+++ DATA SHOWN

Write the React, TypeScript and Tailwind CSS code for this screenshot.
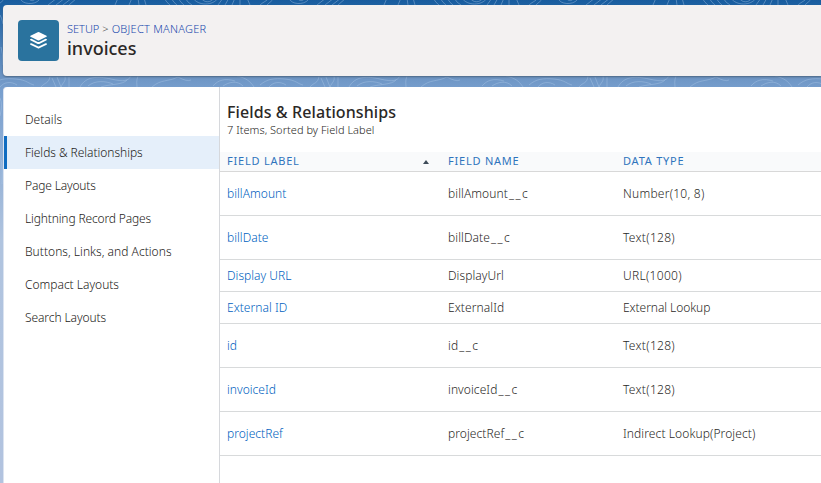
const navItems = [
  { label: "Details", tracking: "tracking-[0.04px]" },
  { label: "Fields & Relationships", tracking: "tracking-[-0.04px]", active: true },
  { label: "Page Layouts", tracking: "tracking-[-0.16px]" },
  { label: "Lightning Record Pages", tracking: "tracking-[-0.14px]" },
  { label: "Buttons, Links, and Actions", tracking: "tracking-[0.03px]" },
  { label: "Compact Layouts", tracking: "tracking-normal" },
  { label: "Search Layouts", tracking: "tracking-[-0.08px]" },
];

const rows = [
  { label: "billAmount", name: "billAmount", custom: true, type: "Number(10, 8)", height: "h-11", tracking: "tracking-[0.25px]" },
  { label: "billDate", name: "billDate", custom: true, type: "Text(128)", height: "h-11", tracking: "tracking-[0.3px]" },
  { label: "Display URL", name: "DisplayUrl", custom: false, type: "URL(1000)", height: "h-8", tracking: "tracking-[0.3px]" },
  { label: "External ID", name: "ExternalId", custom: false, type: "External Lookup", height: "h-8", tracking: "tracking-[-0.06px]" },
  { label: "id", name: "id", custom: true, type: "Text(128)", height: "h-11", tracking: "tracking-[0.3px]" },
  { label: "invoiceId", name: "invoiceId", custom: true, type: "Text(128)", height: "h-11", tracking: "tracking-[0.3px]" },
  { label: "projectRef", name: "projectRef", custom: true, type: "Indirect Lookup(Project)", height: "h-11", tracking: "tracking-[0.1px]" },
];

function Contours() {
  return (
    <svg className="absolute inset-0 h-full w-full" viewBox="0 0 821 483" fill="none" stroke="#b0cbe8" strokeOpacity="0.5" strokeWidth="0.8">
      <defs>
        <g id="swirl">
          <path d="M0 5C3 2 7 1 9-2M7 5C10 2 12 1 14-2M29-2C31 5 44 5 48 0M37-2C40 2 43 1 45-2M57 5l9-7M65 5l9-7M72 5l9-7M78 5l8-7M124 5l3-7M141-2l-3 7M147-2l1 7M153-2l2 7M173-2q3 5 6 7M180-2q3 5 6 7M187-2q3 5 6 7M194-2q3 5 7 7M202-2c5 8 20 8 25 0M210-2c3 5 10 5 13 0M232-2l-5 7M238-2l-4 7M244-2l-3 7M249-2v7M256-2l3 7" />
          <path d="M0 85C7 79 14 78 25 79s13 5 18 6M9 87c4-5 11-6 17-2M50 87c4-5 8-3 9-11M61 78l4 9M66 77l4 10M70 87c2-5 5-5 4-11M78 77v10M89 87c6-11 18-11 31-8s17 2 20-3M97 86c7-6 18-5 25-2M110 87c8-3 22-2 26-7M147 76c-2 5-1 8-1 11M161 87c9-8 16-5 26-10M187 77q9 5 13 3M222 86c5-6 12-8 22-5M232 86c6-4 14-6 20 0M246 76c9 2 13 5 17 11" />
        </g>
      </defs>
      <use href="#swirl" x="-9" />
      <use href="#swirl" x="260" />
      <use href="#swirl" x="529" />
      <use href="#swirl" x="798" />
      <path d="M0 15q2 3 3 9M1 47q2 6 2 18M0 98q3 6 0 18M1 160q2 8 1 24" />
    </svg>
  );
}

function Header() {
  return (
    <header className="ml-[3px] flex h-[71px] items-start rounded-l bg-[#f3f1f1] pt-[15px] pl-[15px] shadow-[0_1px_2px_#4d6785]">
      <div className="flex h-[41px] w-[41px] shrink-0 items-center justify-center rounded bg-[#2a739e]">
        <svg className="h-[19px] w-[19px]" viewBox="0 0 19 19" fill="#fff">
          <path d="M8.700 1.200q.8-.4 1.600 0l7.200 3.500q.8.500 0 1L10.300 9.200q-.8.4-1.600 0L1.500 5.700q-.8-.5 0-1z" />
          <path d="M1.200 8.200l1.300-.4 6.200 3.100q.8.400 1.600 0l6.200-3.100 1.300.4q.6.600-.2 1.100l-7.300 3.600q-.8.400-1.600 0L1.400 9.300q-.8-.5-.2-1.100z" />
          <path d="M1.200 12.600l1.300-.4 6.200 3.100q.8.400 1.600 0l6.200-3.100 1.300.4q.6.600-.2 1.100l-7.300 3.600q-.8.400-1.600 0l-7.300-3.600q-.8-.5-.2-1.100z" />
        </svg>
      </div>
      <div className="ml-2">
        <nav className="flex h-[18px] items-center gap-[3px] text-[11px] leading-[18px] font-light whitespace-nowrap text-[#1747ad]">
          <a>SETUP</a>
          <span className="text-[#3a3836]">&gt;</span>
          <a className="tracking-[0.25px]">OBJECT MANAGER</a>
        </nav>
        <h1 className="text-[18px] leading-5 font-medium text-[#2b2826]">invoices</h1>
      </div>
    </header>
  );
}

export default function App() {
  return (
    <div className="relative h-[483px] w-[821px] overflow-hidden bg-[linear-gradient(#185c9e_0px,#1d62a4_6px,#6c94c3_76px,#789fce_90px,#b0c4df_240px,#b2c3df_483px)] font-['Noto_Sans','Open_Sans',sans-serif]">
      <Contours />
      <div className="relative flex h-full flex-col gap-[11px] pt-[5px]">
        <Header />
        <main className="ml-[3px] flex flex-1 rounded-tl border-l border-[#dbe3f0] bg-white">
          <aside className="w-[216px] shrink-0 border-r border-[#d6d8dc] pt-4">
            {navItems.map((item) => (
              <a
                key={item.label}
                className={`flex h-[33px] items-center border-l-[3px] pl-[18px] text-[12px] font-light whitespace-nowrap text-[#1c1a18] ${item.tracking} ${
                  item.active ? "border-[#106cc0] bg-[#e5effa]" : "border-transparent"
                }`}
              >
                {item.label}
              </a>
            ))}
          </aside>
          <section className="flex-1">
            <div className="h-[65px] pt-[15px] pl-[7px]">
              <h2 className="text-[16px] leading-5 font-medium tracking-[0.1px] text-[#2b2826]">Fields &amp; Relationships</h2>
              <p className="text-[11px] leading-[16px] font-light tracking-[0.04px] text-[#2a2826]">7 Items, Sorted by Field Label</p>
            </div>
            <div className="flex h-5 items-center border-b border-[#d8d8d8] bg-[#f9fafb] pb-px pl-[7px] text-[11px] tracking-[0.78px] text-[#2f74bd]">
              <div className="flex w-[221px] items-center justify-between pr-[19px]">
                FIELD LABEL
                <svg className="mt-0.5 h-1 w-[6px]" viewBox="0 0 6 4" fill="#3e4b58">
                  <path d="M3 0L6 4H0z" />
                </svg>
              </div>
              <div className="w-[175px]">FIELD NAME</div>
              <div>DATA TYPE</div>
            </div>
            {rows.map((row) => (
              <div key={row.label} className={`flex items-center border-b border-[#d8dadb] pl-[7px] text-[12px] font-light whitespace-nowrap text-[#2a2826] ${row.height}`}>
                <a className="w-[221px] tracking-[0.03px] text-[#005fc0]">{row.label}</a>
                <span className="w-[175px] tracking-[0.08px]">
                  {row.name}
                  {row.custom && <><span className="ml-px tracking-[1.5px]">__</span>c</>}
                </span>
                <span className={row.tracking}>{row.type}</span>
              </div>
            ))}
          </section>
        </main>
      </div>
    </div>
  );
}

++++++

Transcribe the whole listing exactly. Pictures are excluded.

Write the React, TypeScript and Tailwind CSS code for this screenshot.
const navItems = [
  { label: "Details", tracking: "tracking-[0.04px]" },
  { label: "Fields & Relationships", tracking: "tracking-[-0.04px]", active: true },
  { label: "Page Layouts", tracking: "tracking-[-0.16px]" },
  { label: "Lightning Record Pages", tracking: "tracking-[-0.14px]" },
  { label: "Buttons, Links, and Actions", tracking: "tracking-[0.03px]" },
  { label: "Compact Layouts", tracking: "tracking-normal" },
  { label: "Search Layouts", tracking: "tracking-[-0.08px]" },
];

const rows = [
  { label: "billAmount", name: "billAmount", custom: true, type: "Number(10, 8)", height: "h-11", tracking: "tracking-[0.25px]" },
  { label: "billDate", name: "billDate", custom: true, type: "Text(128)", height: "h-11", tracking: "tracking-[0.3px]" },
  { label: "Display URL", name: "DisplayUrl", custom: false, type: "URL(1000)", height: "h-8", tracking: "tracking-[0.3px]" },
  { label: "External ID", name: "ExternalId", custom: false, type: "External Lookup", height: "h-8", tracking: "tracking-[-0.06px]" },
  { label: "id", name: "id", custom: true, type: "Text(128)", height: "h-11", tracking: "tracking-[0.3px]" },
  { label: "invoiceId", name: "invoiceId", custom: true, type: "Text(128)", height: "h-11", tracking: "tracking-[0.3px]" },
  { label: "projectRef", name: "projectRef", custom: true, type: "Indirect Lookup(Project)", height: "h-11", tracking: "tracking-[0.1px]" },
];

function Contours() {
  return (
    <svg className="absolute inset-0 h-full w-full" viewBox="0 0 821 483" fill="none" stroke="#b0cbe8" strokeOpacity="0.5" strokeWidth="0.8">
      <defs>
        <g id="swirl">
          <path d="M0 5C3 2 7 1 9-2M7 5C10 2 12 1 14-2M29-2C31 5 44 5 48 0M37-2C40 2 43 1 45-2M57 5l9-7M65 5l9-7M72 5l9-7M78 5l8-7M124 5l3-7M141-2l-3 7M147-2l1 7M153-2l2 7M173-2q3 5 6 7M180-2q3 5 6 7M187-2q3 5 6 7M194-2q3 5 7 7M202-2c5 8 20 8 25 0M210-2c3 5 10 5 13 0M232-2l-5 7M238-2l-4 7M244-2l-3 7M249-2v7M256-2l3 7" />
          <path d="M0 85C7 79 14 78 25 79s13 5 18 6M9 87c4-5 11-6 17-2M50 87c4-5 8-3 9-11M61 78l4 9M66 77l4 10M70 87c2-5 5-5 4-11M78 77v10M89 87c6-11 18-11 31-8s17 2 20-3M97 86c7-6 18-5 25-2M110 87c8-3 22-2 26-7M147 76c-2 5-1 8-1 11M161 87c9-8 16-5 26-10M187 77q9 5 13 3M222 86c5-6 12-8 22-5M232 86c6-4 14-6 20 0M246 76c9 2 13 5 17 11" />
        </g>
      </defs>
      <use href="#swirl" x="-9" />
      <use href="#swirl" x="260" />
      <use href="#swirl" x="529" />
      <use href="#swirl" x="798" />
      <path d="M0 15q2 3 3 9M1 47q2 6 2 18M0 98q3 6 0 18M1 160q2 8 1 24" />
    </svg>
  );
}

function Header() {
  return (
    <header className="ml-[3px] flex h-[71px] items-start rounded-l bg-[#f3f1f1] pt-[15px] pl-[15px] shadow-[0_1px_2px_#4d6785]">
      <div className="flex h-[41px] w-[41px] shrink-0 items-center justify-center rounded bg-[#2a739e]">
        <svg className="h-[19px] w-[19px]" viewBox="0 0 19 19" fill="#fff">
          <path d="M8.700 1.200q.8-.4 1.600 0l7.200 3.500q.8.500 0 1L10.300 9.200q-.8.4-1.600 0L1.500 5.700q-.8-.5 0-1z" />
          <path d="M1.200 8.200l1.300-.4 6.200 3.100q.8.400 1.600 0l6.200-3.100 1.300.4q.6.600-.2 1.100l-7.300 3.600q-.8.400-1.600 0L1.400 9.300q-.8-.5-.2-1.100z" />
          <path d="M1.200 12.600l1.300-.4 6.200 3.100q.8.400 1.600 0l6.200-3.100 1.300.4q.6.600-.2 1.100l-7.300 3.600q-.8.400-1.600 0l-7.300-3.600q-.8-.5-.2-1.100z" />
        </svg>
      </div>
      <div className="ml-2">
        <nav className="flex h-[18px] items-center gap-[3px] text-[11px] leading-[18px] font-light whitespace-nowrap text-[#1747ad]">
          <a>SETUP</a>
          <span className="text-[#3a3836]">&gt;</span>
          <a className="tracking-[0.25px]">OBJECT MANAGER</a>
        </nav>
        <h1 className="text-[18px] leading-5 font-medium text-[#2b2826]">invoices</h1>
      </div>
    </header>
  );
}

export default function App() {
  return (
    <div className="relative h-[483px] w-[821px] overflow-hidden bg-[linear-gradient(#185c9e_0px,#1d62a4_6px,#6c94c3_76px,#789fce_90px,#b0c4df_240px,#b2c3df_483px)] font-['Noto_Sans','Open_Sans',sans-serif]">
      <Contours />
      <div className="relative flex h-full flex-col gap-[11px] pt-[5px]">
        <Header />
        <main className="ml-[3px] flex flex-1 rounded-tl border-l border-[#dbe3f0] bg-white">
          <aside className="w-[216px] shrink-0 border-r border-[#d6d8dc] pt-4">
            {navItems.map((item) => (
              <a
                key={item.label}
                className={`flex h-[33px] items-center border-l-[3px] pl-[18px] text-[12px] font-light whitespace-nowrap text-[#1c1a18] ${item.tracking} ${
                  item.active ? "border-[#106cc0] bg-[#e5effa]" : "border-transparent"
                }`}
              >
                {item.label}
              </a>
            ))}
          </aside>
          <section className="flex-1">
            <div className="h-[65px] pt-[15px] pl-[7px]">
              <h2 className="text-[16px] leading-5 font-medium tracking-[0.1px] text-[#2b2826]">Fields &amp; Relationships</h2>
              <p className="text-[11px] leading-[16px] font-light tracking-[0.04px] text-[#2a2826]">7 Items, Sorted by Field Label</p>
            </div>
            <div className="flex h-5 items-center border-b border-[#d8d8d8] bg-[#f9fafb] pb-px pl-[7px] text-[11px] tracking-[0.78px] text-[#2f74bd]">
              <div className="flex w-[221px] items-center justify-between pr-[19px]">
                FIELD LABEL
                <svg className="mt-0.5 h-1 w-[6px]" viewBox="0 0 6 4" fill="#3e4b58">
                  <path d="M3 0L6 4H0z" />
                </svg>
              </div>
              <div className="w-[175px]">FIELD NAME</div>
              <div>DATA TYPE</div>
            </div>
            {rows.map((row) => (
              <div key={row.label} className={`flex items-center border-b border-[#d8dadb] pl-[7px] text-[12px] font-light whitespace-nowrap text-[#2a2826] ${row.height}`}>
                <a className="w-[221px] tracking-[0.03px] text-[#005fc0]">{row.label}</a>
                <span className="w-[175px] tracking-[0.08px]">
                  {row.name}
                  {row.custom && <><span className="ml-px tracking-[1.5px]">__</span>c</>}
                </span>
                <span className={row.tracking}>{row.type}</span>
              </div>
            ))}
          </section>
        </main>
      </div>
    </div>
  );
}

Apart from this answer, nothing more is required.